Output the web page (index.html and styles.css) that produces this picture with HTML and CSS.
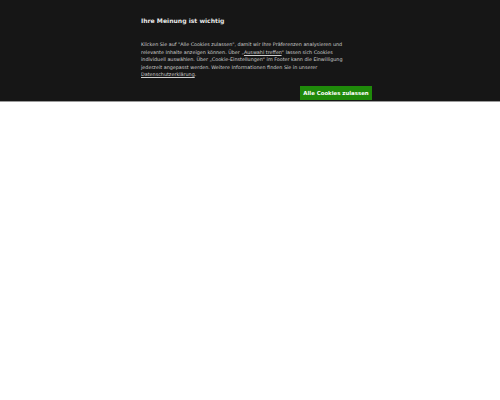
FILE: index.html
```html
<!DOCTYPE html>
<html lang="de">
<head>
<meta charset="utf-8">
<link rel="stylesheet" href="styles.css">
</head>
<body>
<div class="banner">
  <div class="inner">
    <h2 class="title">Ihre Meinung ist wichtig</h2>
    <p class="text">Klicken Sie auf "Alle Cookies zulassen", damit wir Ihre Präferenzen analysieren und relevante Inhalte anzeigen können. Über „<a href="#">Auswahl treffen</a>“ lassen sich Cookies individuell auswählen. Über „Cookie-Einstellungen“ im Footer kann die Einwilligung jederzeit angepasst werden. Weitere Informationen finden Sie in unserer <a href="#">Datenschutzerklärung</a>.</p>
    <div class="actions"><button class="btn">Alle Cookies zulassen</button></div>
  </div>
</div>
</body>
</html>
```
FILE: styles.css
```css
html, body { margin: 0; padding: 0; background: #fff; }
body { font-family: "DejaVu Sans", sans-serif; }
.banner {
  background: #161616;
  border-bottom: 1px solid #9a9a9a;
  height: 102px;
  box-sizing: border-box;
}
.inner {
  width: 232px;
  margin-left: 140px;
  padding-top: 16px;
}
.title {
  margin: 0;
  color: #e8e8e8;
  font-size: 6.1px;
  font-weight: bold;
  line-height: 10px;
  padding-left: 1px;
}
.text {
  margin: 15px 0 0 0;
  width: 210px;
  color: #cfcfcf;
  font-size: 4.85px;
  line-height: 7.5px;
  padding-left: 1px;
}
.text a { color: #cfcfcf; text-decoration: underline; }
.actions { display: flex; justify-content: flex-end; margin-top: 7px; }
.btn {
  background: #1f8a0a;
  color: #fff;
  border: none;
  font-family: "DejaVu Sans", sans-serif;
  font-weight: bold;
  font-size: 5.4px;
  white-space: nowrap;
  padding: 0 2px;
  height: 14px;
  width: 72px;
}
```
- - -
_Goal of the exercise_
Find every line in the listing that holds the string "styles", then say how many there are as a bare number.

_Solution to the problem_
3